With the network hop removed, the team chose simplicity over tuning. They did not need quantization or aggressive compression to chase a few extra milliseconds, so they focused on retrieval quality and multimodal accuracy instead. That simplicity enabled a second architectural move: retrieval on every utterance. Each turn could fire an embedding and vector search without imposing a perceptible pause. Finally, Tavus layered speculative execution on top, predicting likely continuations so the agent could prepare responses while the user was still speaking. Together, these choices produced a pipeline that felt natural without sacrificing correctness.
Business impact from faster retrieval and smoother launches
By eliminating the network hop, Tavus reduced retrieval to roughly 20 to 25ms at the edge. End-to-end utterance-to-utterance timing now landed near 500 to 600ms in the best case, leaving enough headroom to add artificial delays for deeper topics where a slower cadence feels more human. Because retrieval was cheap in terms of perceived latency, the team could ground every turn and keep answers accurate even as conversations grew complex.
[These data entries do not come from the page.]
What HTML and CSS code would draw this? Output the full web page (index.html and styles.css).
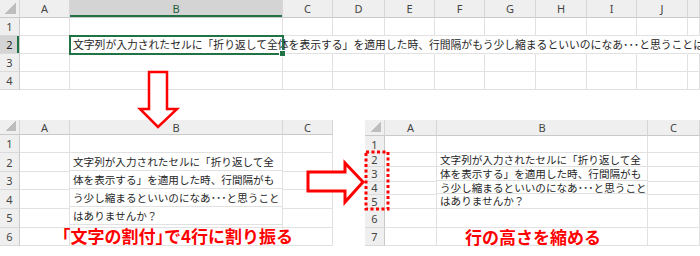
FILE: index.html
```html
<!DOCTYPE html>
<html lang="ja">
<head>
    <meta charset="UTF-8">
    <meta name="viewport" content="width=device-width, initial-scale=1.0">
    <title>折り返して全体を表示する</title>
    <link rel="stylesheet" href="styles.css">
</head>
<body>
<div class="page">

    <!-- before: one long line in B2 -->
    <table class="sheet sheet-top">
        <colgroup>
            <col class="w20"><col class="w50"><col class="w213"><col class="w50"><col class="w52"><col class="w50">
            <col class="w50"><col class="w51"><col class="w51"><col class="w50"><col class="w51"><col class="w12">
        </colgroup>
        <thead>
            <tr>
                <th class="corner"></th>
                <th>A</th><th class="sel-col">B</th><th>C</th><th>D</th><th>E</th>
                <th>F</th><th>G</th><th>H</th><th>I</th><th>J</th><th></th>
            </tr>
        </thead>
        <tbody>
            <tr><th>1</th><td></td><td></td><td></td><td></td><td></td><td></td><td></td><td></td><td></td><td></td><td></td></tr>
            <tr>
                <th class="sel-row">2</th><td></td>
                <td class="sel">文字列が入力されたセルに「折り返して全体を表示する」を適用した時、行間隔がもう少し縮まるといいのになあ･･･と思うことはありませんか？</td>
                <td class="spill"></td><td class="spill"></td><td class="spill"></td><td class="spill"></td>
                <td class="spill"></td><td class="spill"></td><td class="spill"></td><td class="spill"></td><td class="spill"></td>
            </tr>
            <tr><th>3</th><td></td><td></td><td></td><td></td><td></td><td></td><td></td><td></td><td></td><td></td><td></td></tr>
            <tr><th>4</th><td></td><td></td><td></td><td></td><td></td><td></td><td></td><td></td><td></td><td></td><td></td></tr>
        </tbody>
    </table>

    <div class="lower">
        <!-- wrapped over 4 rows -->
        <table class="sheet sheet-left">
            <colgroup><col class="w20"><col class="w50"><col class="w213"><col class="w50"></colgroup>
            <thead>
                <tr><th class="corner"></th><th>A</th><th>B</th><th>C</th></tr>
            </thead>
            <tbody>
                <tr><th>1</th><td></td><td></td><td></td></tr>
                <tr>
                    <th>2</th><td></td>
                    <td class="wrap" rowspan="4">文字列が入力されたセルに「折り返して全<br>体を表示する」を適用した時、行間隔がも<br>う少し縮まるといいのになあ･･･と思うこと<br>はありませんか？</td>
                    <td></td>
                </tr>
                <tr><th>3</th><td></td><td></td></tr>
                <tr><th>4</th><td></td><td></td></tr>
                <tr><th>5</th><td></td><td></td></tr>
                <tr><th>6</th><td></td><td></td><td></td></tr>
            </tbody>
        </table>

        <!-- rows squeezed -->
        <table class="sheet sheet-right">
            <colgroup><col class="w20"><col class="w52"><col class="w211"><col class="w52"></colgroup>
            <thead>
                <tr><th class="corner"></th><th>A</th><th>B</th><th>C</th></tr>
            </thead>
            <tbody>
                <tr class="h17"><th>1</th><td></td><td></td><td></td></tr>
                <tr class="h14">
                    <th>2</th><td></td>
                    <td class="wrap" rowspan="4">文字列が入力されたセルに「折り返して全<br>体を表示する」を適用した時、行間隔がも<br>う少し縮まるといいのになあ･･･と思うこと<br>はありませんか？</td>
                    <td></td>
                </tr>
                <tr class="h14"><th>3</th><td></td><td></td></tr>
                <tr class="h13"><th>4</th><td></td><td></td></tr>
                <tr class="h14"><th>5</th><td></td><td></td></tr>
                <tr class="h19"><th>6</th><td></td><td></td><td></td></tr>
                <tr class="h18"><th>7</th><td></td><td></td><td></td></tr>
            </tbody>
        </table>
    </div>

    <!-- annotations -->
    <svg class="arrow-down" width="46" height="64" viewBox="0 0 46 64">
        <polygon points="13,4 31,4 31,41 41,41 22,59 4,41 13,41" />
    </svg>
    <svg class="arrow-right" width="64" height="48" viewBox="0 0 64 48">
        <polygon points="4,14 41,14 41,5 59,24 41,44 41,33 4,33" />
    </svg>
    <svg class="dots" width="30" height="66" viewBox="0 0 30 66">
        <rect x="4" y="4" width="22" height="57" />
    </svg>

    <div class="label label-left"><span class="half">「</span>文字の割付<span class="half">」</span>で4行に割り振る</div>
    <div class="label label-right">行の高さを縮める</div>
</div>
</body>
</html>
```

FILE: styles.css
```css
body {
    margin: 0;
    background: #fff;
    font-family: "Noto Sans CJK JP", "Noto Sans", sans-serif;
}

.page {
    position: relative;
    width: 700px;
    height: 256px;
    overflow: hidden;
}

/* sheet grid */
.sheet {
    border-collapse: separate;
    border-spacing: 0;
    table-layout: fixed;
}

.sheet-top { width: 700px; }
.sheet-left { width: 333px; }
.sheet-right { width: 335px; }

.w12 { width: 12px; }
.w20 { width: 20px; }
.w50 { width: 50px; }
.w51 { width: 51px; }
.w52 { width: 52px; }
.w211 { width: 211px; }
.w213 { width: 213px; }

.sheet tr { height: 18px; }
.sheet-left thead tr { height: 15px; }
.sheet-right thead tr { height: 16px; }
.sheet-right .h13 { height: 13px; }
.sheet-right .h14 { height: 14px; }
.sheet-right .h17 { height: 17px; }
.sheet-right .h18 { height: 18px; }
.sheet-right .h19 { height: 19px; }

.sheet th {
    padding: 0;
    background: #efefef;
    color: #444;
    font-family: "Noto Sans", "Liberation Sans", sans-serif;
    font-size: 11px;
    font-weight: normal;
    line-height: 1;
    text-align: center;
    border-right: 1px solid #d6d6d6;
    border-bottom: 1px solid #c9c9c9;
}

.sheet tbody th {
    border-right-color: #c9c9c9;
    border-bottom-color: #dadada;
}

.sheet td {
    padding: 0 3px;
    border-right: 1px solid #e1e1e1;
    border-bottom: 1px solid #e1e1e1;
    color: #262626;
    font-size: 10.6px;
    line-height: 1;
    white-space: nowrap;
}

.corner {
    position: relative;
}

.corner::after {
    content: "";
    position: absolute;
    right: 3px;
    bottom: 3px;
    width: 11px;
    height: 11px;
    background: linear-gradient(to bottom right, transparent 50%, #bdbdbd 50%);
}

/* selected cell B2 */
.sheet .sel-col {
    background: #d4d4d4;
    color: #1f5e3a;
    box-shadow: inset 0 -2px 0 #217346;
}

.sheet .sel-row {
    background: #d4d4d4;
    color: #222;
    box-shadow: inset -2px 0 0 #217346;
}

.sheet td.sel {
    position: relative;
    overflow: visible;
    font-size: 10.8px;
    outline: 2px solid #217346;
    outline-offset: -1px;
}

.sel::after {
    content: "";
    position: absolute;
    right: -4px;
    bottom: -4px;
    width: 5px;
    height: 5px;
    background: #217346;
    border: 1px solid #fff;
}

.sheet td.spill {
    border-right-color: transparent;
}

/* wrapped text over rows 2-5 */
.sheet td.wrap {
    vertical-align: top;
    line-height: 18px;
    background: repeating-linear-gradient(to bottom, transparent 0 17px, #e1e1e1 17px 18px);
}

.sheet-right td.wrap {
    line-height: 13.75px;
    background: linear-gradient(to bottom,
        transparent 0 13px, #e1e1e1 13px 14px,
        transparent 14px 27px, #e1e1e1 27px 28px,
        transparent 28px 40px, #e1e1e1 40px 41px,
        transparent 41px);
}

.lower {
    display: flex;
    gap: 32px;
    margin-top: 30px;
}

/* annotations */
.arrow-down,
.arrow-right,
.dots {
    position: absolute;
}

.arrow-down { left: 136px; top: 68px; }
.arrow-right { left: 304px; top: 158px; }
.dots { left: 362px; top: 148px; }

.arrow-down polygon,
.arrow-right polygon {
    fill: #fff;
    stroke: #f00;
    stroke-width: 2.5;
}

.arrow-right polygon { stroke-width: 3; }

.dots rect {
    fill: none;
    stroke: #f00;
    stroke-width: 3;
    stroke-dasharray: 3 2.5;
}

.label {
    position: absolute;
    color: #f00;
    font-size: 17px;
    font-weight: bold;
    line-height: 1;
    white-space: nowrap;
}

.label-left { left: 62px; top: 227px; }
.label-right { left: 465px; top: 228px; }

.half { font-feature-settings: "halt"; }
```
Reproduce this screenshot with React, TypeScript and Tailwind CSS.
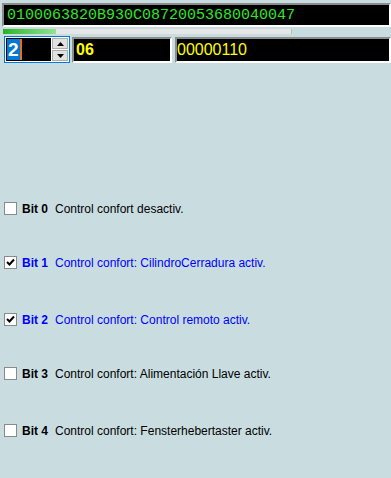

The operational picture improved as well. Within the first three weeks, Tavus indexed about 3 to 3.5 million points, with each point representing around 1,500 characters. The launch was uneventful in a good way. Support queues stayed quiet, and customers were able to bring private knowledge into CVI without standing up their own RAG stacks. Developer velocity benefited from a smaller, clearer deployment model that was easier to reason about and extend.
“We wanted companies to experience CVI’s quality without building a RAG system themselves. With Qdrant at the edge, retrieval became effectively invisible to the user.” Mert Gerdan, ML Engineer, Tavus
What the team learned about architecture and speed
Tavus validated that architecture beats micro-optimizations. Removing the network hop and colocating compute with data produced a larger latency win than squeezing a few milliseconds with quantization. With per-conversation edge stores in place, the team could optimize for quality and safety, such as richer multimodal features and better turn-taking, without sacrificing speed.